# START OF DATA SECTION
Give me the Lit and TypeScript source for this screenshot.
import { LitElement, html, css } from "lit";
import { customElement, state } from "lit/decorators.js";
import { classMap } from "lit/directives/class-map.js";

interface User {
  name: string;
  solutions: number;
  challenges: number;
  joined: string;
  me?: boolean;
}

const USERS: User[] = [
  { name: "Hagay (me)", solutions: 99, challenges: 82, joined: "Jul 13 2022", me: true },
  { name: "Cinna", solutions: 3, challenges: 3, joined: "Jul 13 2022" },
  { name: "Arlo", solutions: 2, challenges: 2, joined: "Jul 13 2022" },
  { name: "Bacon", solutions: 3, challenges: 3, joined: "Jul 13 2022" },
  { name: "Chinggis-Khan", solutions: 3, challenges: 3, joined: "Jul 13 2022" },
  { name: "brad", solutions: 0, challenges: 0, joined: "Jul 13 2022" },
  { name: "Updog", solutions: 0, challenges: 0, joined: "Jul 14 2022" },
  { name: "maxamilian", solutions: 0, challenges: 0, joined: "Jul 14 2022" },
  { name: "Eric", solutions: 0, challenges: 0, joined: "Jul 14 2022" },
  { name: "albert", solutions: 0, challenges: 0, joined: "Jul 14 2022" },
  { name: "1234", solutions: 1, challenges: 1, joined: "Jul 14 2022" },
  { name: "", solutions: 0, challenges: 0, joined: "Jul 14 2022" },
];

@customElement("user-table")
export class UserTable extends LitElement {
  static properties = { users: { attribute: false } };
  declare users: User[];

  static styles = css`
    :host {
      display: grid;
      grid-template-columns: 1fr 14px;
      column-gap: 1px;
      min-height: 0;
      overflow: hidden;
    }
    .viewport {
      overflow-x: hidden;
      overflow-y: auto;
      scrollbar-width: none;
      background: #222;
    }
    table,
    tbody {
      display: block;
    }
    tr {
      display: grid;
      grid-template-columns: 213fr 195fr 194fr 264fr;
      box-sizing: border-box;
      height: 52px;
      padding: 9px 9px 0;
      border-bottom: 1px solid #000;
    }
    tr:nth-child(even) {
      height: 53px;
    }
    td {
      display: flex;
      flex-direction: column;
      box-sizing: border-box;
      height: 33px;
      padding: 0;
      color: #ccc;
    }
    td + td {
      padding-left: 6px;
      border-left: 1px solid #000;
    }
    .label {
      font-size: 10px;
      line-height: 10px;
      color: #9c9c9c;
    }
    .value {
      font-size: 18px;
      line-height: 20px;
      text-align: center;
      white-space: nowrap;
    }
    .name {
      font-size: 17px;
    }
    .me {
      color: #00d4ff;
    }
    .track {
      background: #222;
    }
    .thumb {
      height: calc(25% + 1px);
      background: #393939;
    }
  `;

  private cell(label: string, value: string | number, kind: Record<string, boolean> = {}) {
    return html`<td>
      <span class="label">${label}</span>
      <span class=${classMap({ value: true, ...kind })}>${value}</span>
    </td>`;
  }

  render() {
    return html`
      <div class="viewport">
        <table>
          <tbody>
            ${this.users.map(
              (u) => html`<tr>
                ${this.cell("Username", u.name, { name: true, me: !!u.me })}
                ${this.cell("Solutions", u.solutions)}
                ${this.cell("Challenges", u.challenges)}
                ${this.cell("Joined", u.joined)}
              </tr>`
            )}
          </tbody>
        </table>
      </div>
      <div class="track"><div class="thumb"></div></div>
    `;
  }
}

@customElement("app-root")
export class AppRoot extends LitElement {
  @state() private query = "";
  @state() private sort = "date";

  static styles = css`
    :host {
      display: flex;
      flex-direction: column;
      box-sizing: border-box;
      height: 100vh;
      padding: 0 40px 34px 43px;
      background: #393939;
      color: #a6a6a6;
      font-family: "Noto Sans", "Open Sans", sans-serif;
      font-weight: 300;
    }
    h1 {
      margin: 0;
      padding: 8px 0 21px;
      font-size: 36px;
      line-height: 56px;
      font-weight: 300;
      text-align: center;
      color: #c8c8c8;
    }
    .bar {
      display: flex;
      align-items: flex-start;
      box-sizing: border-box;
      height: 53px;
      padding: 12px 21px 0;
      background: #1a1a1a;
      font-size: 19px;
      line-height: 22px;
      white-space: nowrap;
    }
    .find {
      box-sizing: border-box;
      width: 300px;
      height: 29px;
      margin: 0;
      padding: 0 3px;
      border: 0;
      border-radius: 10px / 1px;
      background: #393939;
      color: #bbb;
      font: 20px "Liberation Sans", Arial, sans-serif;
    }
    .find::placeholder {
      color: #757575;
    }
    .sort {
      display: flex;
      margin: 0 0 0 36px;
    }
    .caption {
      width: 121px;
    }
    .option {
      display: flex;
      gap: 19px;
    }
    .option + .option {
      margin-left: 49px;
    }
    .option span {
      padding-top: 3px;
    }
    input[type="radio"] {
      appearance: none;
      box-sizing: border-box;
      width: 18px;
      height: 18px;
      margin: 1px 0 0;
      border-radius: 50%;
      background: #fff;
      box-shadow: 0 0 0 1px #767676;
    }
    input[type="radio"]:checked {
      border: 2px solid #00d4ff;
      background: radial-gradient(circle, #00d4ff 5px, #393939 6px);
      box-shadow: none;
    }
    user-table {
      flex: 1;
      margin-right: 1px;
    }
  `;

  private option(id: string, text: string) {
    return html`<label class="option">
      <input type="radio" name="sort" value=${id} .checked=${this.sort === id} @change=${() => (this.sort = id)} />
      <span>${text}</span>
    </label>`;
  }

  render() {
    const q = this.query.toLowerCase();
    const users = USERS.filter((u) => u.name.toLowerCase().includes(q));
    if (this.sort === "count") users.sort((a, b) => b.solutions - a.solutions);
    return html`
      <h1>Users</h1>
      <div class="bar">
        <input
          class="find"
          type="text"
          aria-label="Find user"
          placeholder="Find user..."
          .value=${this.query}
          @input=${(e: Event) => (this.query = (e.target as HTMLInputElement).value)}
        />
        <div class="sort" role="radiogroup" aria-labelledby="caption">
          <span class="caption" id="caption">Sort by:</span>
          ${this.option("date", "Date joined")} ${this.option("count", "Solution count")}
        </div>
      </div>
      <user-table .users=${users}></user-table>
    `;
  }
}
# END OF DATA SECTION
WHAT IS ASKED:
Can you reproduce all the material exactly?

ANSWER FOR THIS EXERCISE:
Give me the Lit and TypeScript source for this screenshot.
import { LitElement, html, css } from "lit";
import { customElement, state } from "lit/decorators.js";
import { classMap } from "lit/directives/class-map.js";

interface User {
  name: string;
  solutions: number;
  challenges: number;
  joined: string;
  me?: boolean;
}

const USERS: User[] = [
  { name: "Hagay (me)", solutions: 99, challenges: 82, joined: "Jul 13 2022", me: true },
  { name: "Cinna", solutions: 3, challenges: 3, joined: "Jul 13 2022" },
  { name: "Arlo", solutions: 2, challenges: 2, joined: "Jul 13 2022" },
  { name: "Bacon", solutions: 3, challenges: 3, joined: "Jul 13 2022" },
  { name: "Chinggis-Khan", solutions: 3, challenges: 3, joined: "Jul 13 2022" },
  { name: "brad", solutions: 0, challenges: 0, joined: "Jul 13 2022" },
  { name: "Updog", solutions: 0, challenges: 0, joined: "Jul 14 2022" },
  { name: "maxamilian", solutions: 0, challenges: 0, joined: "Jul 14 2022" },
  { name: "Eric", solutions: 0, challenges: 0, joined: "Jul 14 2022" },
  { name: "albert", solutions: 0, challenges: 0, joined: "Jul 14 2022" },
  { name: "1234", solutions: 1, challenges: 1, joined: "Jul 14 2022" },
  { name: "", solutions: 0, challenges: 0, joined: "Jul 14 2022" },
];

@customElement("user-table")
export class UserTable extends LitElement {
  static properties = { users: { attribute: false } };
  declare users: User[];

  static styles = css`
    :host {
      display: grid;
      grid-template-columns: 1fr 14px;
      column-gap: 1px;
      min-height: 0;
      overflow: hidden;
    }
    .viewport {
      overflow-x: hidden;
      overflow-y: auto;
      scrollbar-width: none;
      background: #222;
    }
    table,
    tbody {
      display: block;
    }
    tr {
      display: grid;
      grid-template-columns: 213fr 195fr 194fr 264fr;
      box-sizing: border-box;
      height: 52px;
      padding: 9px 9px 0;
      border-bottom: 1px solid #000;
    }
    tr:nth-child(even) {
      height: 53px;
    }
    td {
      display: flex;
      flex-direction: column;
      box-sizing: border-box;
      height: 33px;
      padding: 0;
      color: #ccc;
    }
    td + td {
      padding-left: 6px;
      border-left: 1px solid #000;
    }
    .label {
      font-size: 10px;
      line-height: 10px;
      color: #9c9c9c;
    }
    .value {
      font-size: 18px;
      line-height: 20px;
      text-align: center;
      white-space: nowrap;
    }
    .name {
      font-size: 17px;
    }
    .me {
      color: #00d4ff;
    }
    .track {
      background: #222;
    }
    .thumb {
      height: calc(25% + 1px);
      background: #393939;
    }
  `;

  private cell(label: string, value: string | number, kind: Record<string, boolean> = {}) {
    return html`<td>
      <span class="label">${label}</span>
      <span class=${classMap({ value: true, ...kind })}>${value}</span>
    </td>`;
  }

  render() {
    return html`
      <div class="viewport">
        <table>
          <tbody>
            ${this.users.map(
              (u) => html`<tr>
                ${this.cell("Username", u.name, { name: true, me: !!u.me })}
                ${this.cell("Solutions", u.solutions)}
                ${this.cell("Challenges", u.challenges)}
                ${this.cell("Joined", u.joined)}
              </tr>`
            )}
          </tbody>
        </table>
      </div>
      <div class="track"><div class="thumb"></div></div>
    `;
  }
}

@customElement("app-root")
export class AppRoot extends LitElement {
  @state() private query = "";
  @state() private sort = "date";

  static styles = css`
    :host {
      display: flex;
      flex-direction: column;
      box-sizing: border-box;
      height: 100vh;
      padding: 0 40px 34px 43px;
      background: #393939;
      color: #a6a6a6;
      font-family: "Noto Sans", "Open Sans", sans-serif;
      font-weight: 300;
    }
    h1 {
      margin: 0;
      padding: 8px 0 21px;
      font-size: 36px;
      line-height: 56px;
      font-weight: 300;
      text-align: center;
      color: #c8c8c8;
    }
    .bar {
      display: flex;
      align-items: flex-start;
      box-sizing: border-box;
      height: 53px;
      padding: 12px 21px 0;
      background: #1a1a1a;
      font-size: 19px;
      line-height: 22px;
      white-space: nowrap;
    }
    .find {
      box-sizing: border-box;
      width: 300px;
      height: 29px;
      margin: 0;
      padding: 0 3px;
      border: 0;
      border-radius: 10px / 1px;
      background: #393939;
      color: #bbb;
      font: 20px "Liberation Sans", Arial, sans-serif;
    }
    .find::placeholder {
      color: #757575;
    }
    .sort {
      display: flex;
      margin: 0 0 0 36px;
    }
    .caption {
      width: 121px;
    }
    .option {
      display: flex;
      gap: 19px;
    }
    .option + .option {
      margin-left: 49px;
    }
    .option span {
      padding-top: 3px;
    }
    input[type="radio"] {
      appearance: none;
      box-sizing: border-box;
      width: 18px;
      height: 18px;
      margin: 1px 0 0;
      border-radius: 50%;
      background: #fff;
      box-shadow: 0 0 0 1px #767676;
    }
    input[type="radio"]:checked {
      border: 2px solid #00d4ff;
      background: radial-gradient(circle, #00d4ff 5px, #393939 6px);
      box-shadow: none;
    }
    user-table {
      flex: 1;
      margin-right: 1px;
    }
  `;

  private option(id: string, text: string) {
    return html`<label class="option">
      <input type="radio" name="sort" value=${id} .checked=${this.sort === id} @change=${() => (this.sort = id)} />
      <span>${text}</span>
    </label>`;
  }

  render() {
    const q = this.query.toLowerCase();
    const users = USERS.filter((u) => u.name.toLowerCase().includes(q));
    if (this.sort === "count") users.sort((a, b) => b.solutions - a.solutions);
    return html`
      <h1>Users</h1>
      <div class="bar">
        <input
          class="find"
          type="text"
          aria-label="Find user"
          placeholder="Find user..."
          .value=${this.query}
          @input=${(e: Event) => (this.query = (e.target as HTMLInputElement).value)}
        />
        <div class="sort" role="radiogroup" aria-labelledby="caption">
          <span class="caption" id="caption">Sort by:</span>
          ${this.option("date", "Date joined")} ${this.option("count", "Solution count")}
        </div>
      </div>
      <user-table .users=${users}></user-table>
    `;
  }
}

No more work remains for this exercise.